Faced with this, many foreign companies simply give up and operate in emerging market countries with no protection at all. This virtually always leads to disaster. The correct approach is to work to find an alternative form of protection. This can be achieved in many ways, including the following:

  • Licensing agreements;
  • Secrecy and non-use agreements;
  • Technical controls, such as encryption; and
  • Direct manufacture rather than OEM or joint venture.

Many foreign businesses think emerging market countries have no “real” IP laws and companies in emerging market countries do not file lawsuits. Not true. Local companies are often quite adept at using their home-country IP system to their own benefit, by employing the following tactics:

  • If a foreign company fails to register its intellectual property in their country, they will register the IP in their own name. In this way, the local company can cut the foreign company out of the market. This happens regularly with trademarks, patents, and commercial copyrights.
  • Many companies mistakenly believe the emerging market country in which they do business does not have a developed IP protection system and so they do not adequately investigate to ensure they are not infringing the rights of others in their operations in that emerging market country.
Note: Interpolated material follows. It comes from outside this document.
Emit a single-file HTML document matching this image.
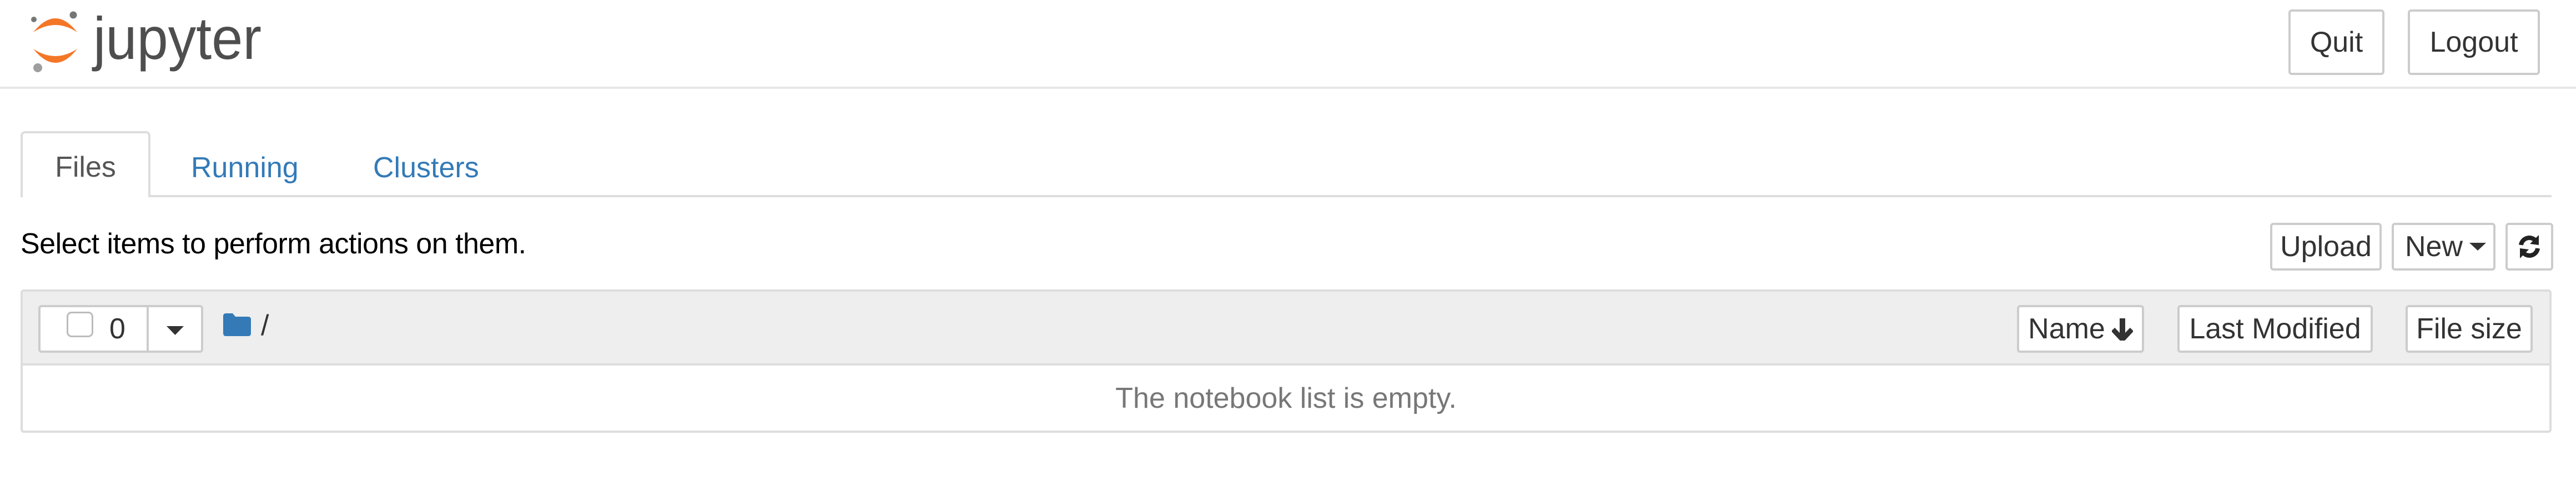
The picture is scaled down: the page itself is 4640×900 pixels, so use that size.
<!DOCTYPE html>
<html><head><meta charset="utf-8"><style>
*{box-sizing:border-box;margin:0;padding:0}
html,body{width:4640px;height:900px;background:#fff;overflow:hidden;position:relative;font-family:"Liberation Sans",Arial,sans-serif;font-size:52px;color:#000}
.a{position:absolute}
.btn{position:absolute;border:4px solid #ccc;border-radius:6px;background:#fff;display:flex;align-items:center;justify-content:center;color:#333;font-size:52px}
</style></head><body>
<!-- header -->
<svg class="a" style="left:0;top:0" width="520" height="150">
  <path d="M60,58 Q100,8 139,58 Q100,32 60,58Z" fill="#f37726"/>
  <path d="M60,88 Q100,138 139,88 Q100,114 60,88Z" fill="#f37726"/>
  <circle cx="61" cy="35" r="5" fill="#767677"/>
  <circle cx="132" cy="27" r="6.5" fill="#767677"/>
  <circle cx="68" cy="122" r="8" fill="#9e9e9e"/>
  <text x="168" y="106" font-family="Liberation Sans,sans-serif" font-size="108" fill="#4e4e4e" textLength="303" lengthAdjust="spacingAndGlyphs">jupyter</text>
</svg>
<div class="btn" style="left:4122px;top:17px;width:173px;height:118px">Quit</div>
<div class="btn" style="left:4337px;top:17px;width:238px;height:118px">Logout</div>
<div class="a" style="left:0;top:156px;width:4640px;height:4px;background:#e7e7e7"></div>

<!-- tabs -->
<div class="a" style="left:37px;top:351px;width:4559px;height:4px;background:#ddd"></div>
<div class="a" style="left:37px;top:236px;width:234px;height:119px;border:4px solid #ddd;border-bottom:none;border-radius:8px 8px 0 0;background:#fff;display:flex;align-items:center;justify-content:center;color:#555;padding-top:6px">Files</div>
<div class="a" style="left:344px;top:272px;color:#337ab7">Running</div>
<div class="a" style="left:672px;top:272px;color:#337ab7">Clusters</div>

<div class="a" style="left:37px;top:409px;color:#000;letter-spacing:-0.5px">Select items to perform actions on them.</div>

<div class="btn" style="left:4089px;top:401px;width:201px;height:86px">Upload</div>
<div class="btn" style="left:4308px;top:401px;width:187px;height:86px;justify-content:flex-start;padding-left:20px">New<svg width="34" height="18" style="margin-left:12px"><path d="M0,2 L30,2 L15,16Z" fill="#333"/></svg></div>
<div class="btn" style="left:4513px;top:401px;width:86px;height:86px">
<svg width="46" height="46" viewBox="0 0 46 46"><path d="M8,20 A15,15 0 0 1 34,12" stroke="#222" stroke-width="8" fill="none"/><path d="M40,2 L40,20 L24,18Z" fill="#222"/><path d="M38,26 A15,15 0 0 1 12,34" stroke="#222" stroke-width="8" fill="none"/><path d="M6,44 L6,26 L22,28Z" fill="#222"/></svg></div>

<!-- list panel -->
<div class="a" style="left:37px;top:521px;width:4559px;height:258px;border:4px solid #ddd;border-radius:6px;overflow:hidden">
  <div style="height:133px;background:#eee;border-bottom:4px solid #ddd"></div>
  <div style="height:117px;display:flex;align-items:center;justify-content:center;color:#777">The notebook list is empty.</div>
</div>
<div class="a" style="left:69px;top:549px;width:297px;height:86px;border:4px solid #ccc;border-radius:6px;background:#fff"></div>
<div class="a" style="left:264px;top:549px;width:4px;height:86px;background:#ccc"></div>
<div class="a" style="left:120px;top:561px;width:48px;height:46px;border:3px solid #bbb;border-radius:9px;background:#fff"></div>
<div class="a" style="left:197px;top:562px;color:#333">0</div>
<svg class="a" style="left:300px;top:586px" width="32" height="18"><path d="M0,1 L31,1 L15.5,17Z" fill="#333"/></svg>
<svg class="a" style="left:402px;top:564px" width="50" height="41"><path d="M0,5 Q0,0 5,0 L17,0 L22,6 L45,6 Q50,6 50,11 L50,36 Q50,41 45,41 L5,41 Q0,41 0,36Z" fill="#337ab7"/></svg>
<div class="a" style="left:470px;top:556px;color:#333">/</div>

<div class="btn" style="left:3633px;top:549px;width:229px;height:86px">Name<svg width="38" height="42" style="margin-left:12px" viewBox="0 0 38 42"><path d="M19,2 L19,34" stroke="#333" stroke-width="10"/><path d="M2,22 L19,40 L36,22" stroke="#333" stroke-width="9" fill="none" stroke-linejoin="miter"/></svg></div>
<div class="btn" style="left:3922px;top:549px;width:352px;height:86px">Last Modified</div>
<div class="btn" style="left:4333px;top:549px;width:229px;height:86px">File size</div>
</body></html>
When the company hires a contractor to perform services or engages in cooperative design or manufacturing operations with a local company it often learns later that it has infringed on the IP of another. The resulting damages can be significant. For how this can play out on the trademark front, check out this article regarding Tesla.

Though the quality of IP protection is all over the map, there is IP protection in emerging market countries and if you are going to be doing business in or with such a country, it behooves you to figure out how best to protect your intangible assets/IP before you do so.